PETALING JAYA: Hong Kong’s rail operator MTR Corporation is expected to propel a new bid from China for the lucrative Kuala Lumpur-Singapore High Speed Rail (HSR) project.
Its chairman, Frederick Ma Si-hang, was quoted by the South China Morning Post (SCMP) today as saying that it plans to collaborate with China Railway Corp (CRC) to bid for the project, which is estimated to cost up to RM43 billion.
He said he had learned from Transport Minister Liow Tiong Lai at China’s Belt and Road Forum for International Cooperation in Beijing yesterday that the tender deadline for the project is at the end of the year.
Ma said MTR and CRC, the national railway operator of China, signed a memorandum of understanding for cooperation in the “One Belt, One Road” (Obor) initiative last December.
If they win the tender, this will be MTR’s first investment under Obor, he added.
“We want to expand into new markets under the ‘Belt and Road’ initiative,” he was quoted as saying. “But we are careful in considering factors such as financial viability of projects and risks.”
MTR operates Hong Kong’s Mass Transit Railway and trains in other major cities, including Beijing, London, Australia and Sweden.
The company is also a prominent property developer in Hong Kong, the SCMP report said.
The HSR project is expected to be ready by 2026. It features a 350km railway system with a 90-minute travel time between KL and Singapore.
The brand-new line with dedicated tracks would allow trains to travel at 270kph.
It has been reported that Japan is also increasing its push to get the tender.
The Nikkei Asian Review has reported that the recent collapse of the development deal over Bandar Malaysia — where the northern terminus of the HSR is planned to be built — may help the Japanese government, which is stepping up its efforts to win the tender.
Backed by the proven Shinkansen HSR system, the Japanese bid will see both the public and private sectors coming together.
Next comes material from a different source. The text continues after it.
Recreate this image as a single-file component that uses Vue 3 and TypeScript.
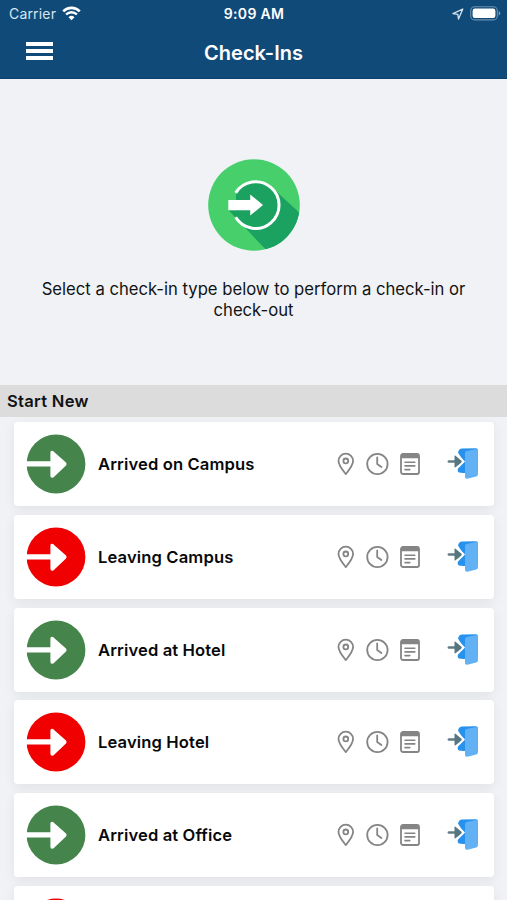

“We will push for a specific proposal involving financing, talent development and collaboration with local companies,” Keichi Ishii, Japan’s Minister of Land, Infrastructure, Transport and Tourism was quoted as saying by the daily.
On May 3, TRX City Sdn Bhd, which comes under the finance ministry, announced that the share sale agreement regarding the sale of 60% of the issued and paid-up capital of Bandar Malaysia Sdn Bhd had lapsed.
It said this was due to the failure of the purchasing parties — Iskandar Waterfront Holdings Sdn Bhd and China Railway Engineering Corporation (M) Sdn Bhd — to fulfil payment obligations.
The urban development project is planned on the site of the old Sungai Besi Airport (Simpang Air Force Base) in Kuala Lumpur, which is being used by the Royal Malaysian Air Force.